Biochemist and protein crystallographer Dr. Oliver Daumke of the Max Delbruck Center for Molecular Medicine (MDC) Berlin-Buch, Germany, has won the “Bayer Early Excellence in Science Award 2010” in the biology category. He will receive the prize worth EUR 10,000 for his contributions to the understanding of the structure and function of GTP-binding (G) proteins next spring in Berlin. Together with him, two other scientists, Professor Nicolai Cramer (Lausanne, Switzerland) and Dr. Andreas Walther (Helsinki, Finland) will also be honored and receive EUR 10,000 each. G proteins play an important role in cellular signaling pathways and in the defense against infections. The Bayer Foundation presents this award to talented young scientists in the early stages of their academic careers.

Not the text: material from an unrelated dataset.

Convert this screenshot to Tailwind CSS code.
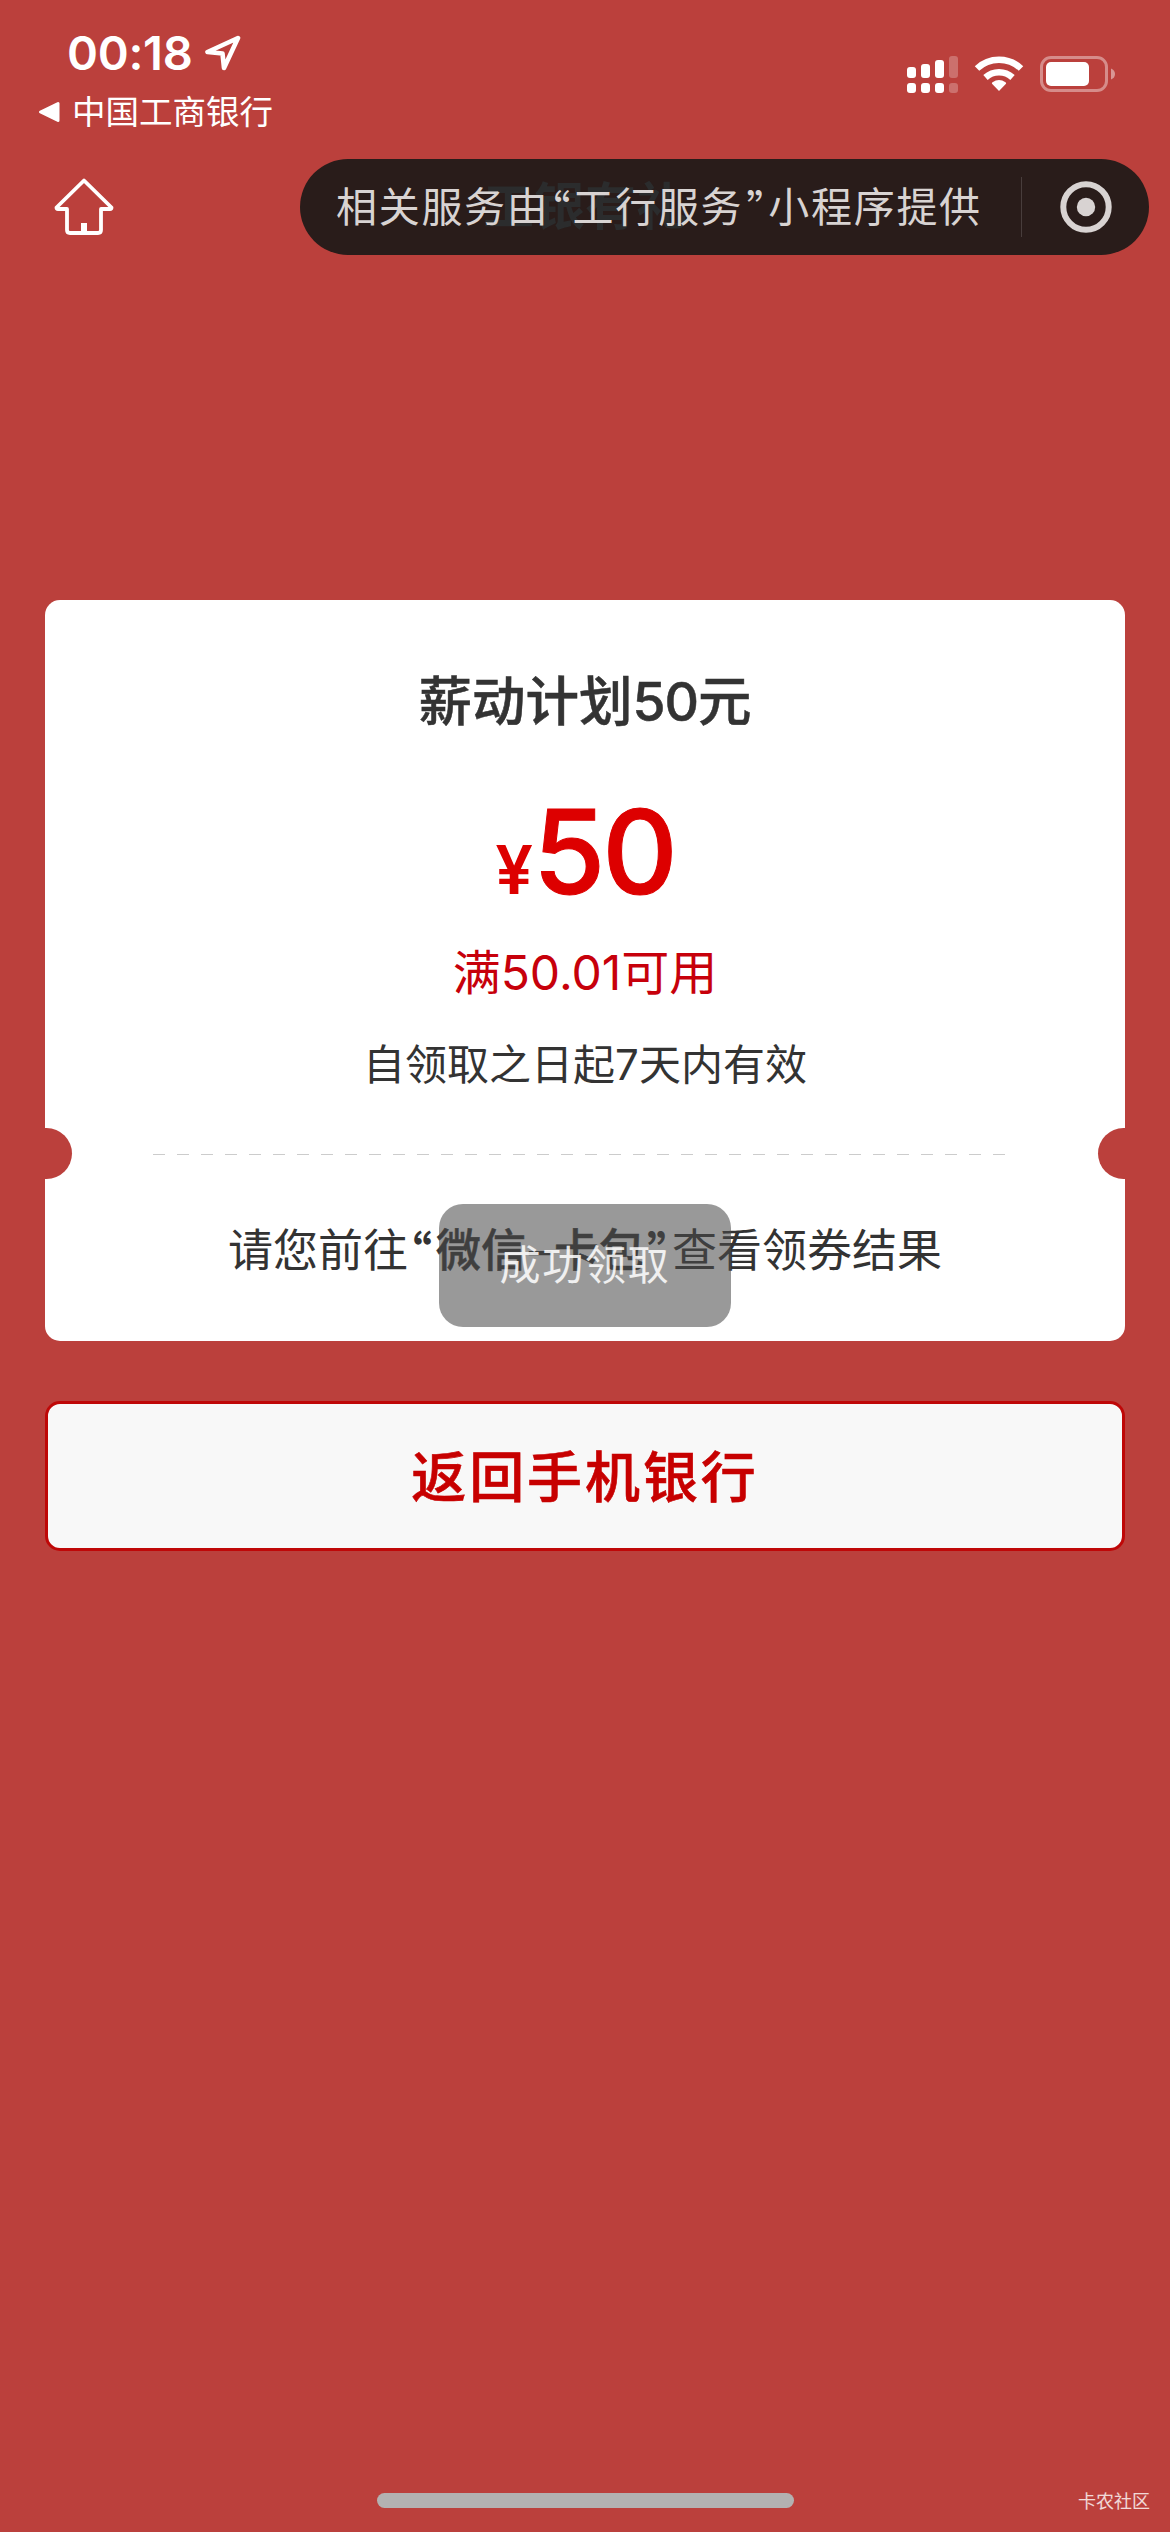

G proteins can act as molecular switches that control growth signals in biological cells. Other G proteins function as molecular motors that deform cellular membranes. The group headed by Dr. Daumke investigates the differences and similarities between these two classes of G proteins. The researchers hope that their findings will help develop new strategies to treat diseases such as cancer, diabetes or flu.
Only recently, Dr. Daumke – together with virologists in Freiburg, Germany – elucidated how the human immune system is activated to fight against new, unknown flu viruses. They showed how a G protein called MxA stops flu viruses from replicating.
Dr. Daumke came to the MDC in 2007 as Helmholtz Young Investigator. Prior to his position in Berlin he was a researcher at the Laboratory for Molecular Biology in Cambridge (England). In September this year he was named Junior Professor at the Charité – Universitätsmedizin Berlin. His previous awards include a grant within the Human Frontier Science Program, the Otto Hahn Medal of the Max Planck Society and the Klaus Liebrecht Prize for the best PhD thesis at the University of Cologne.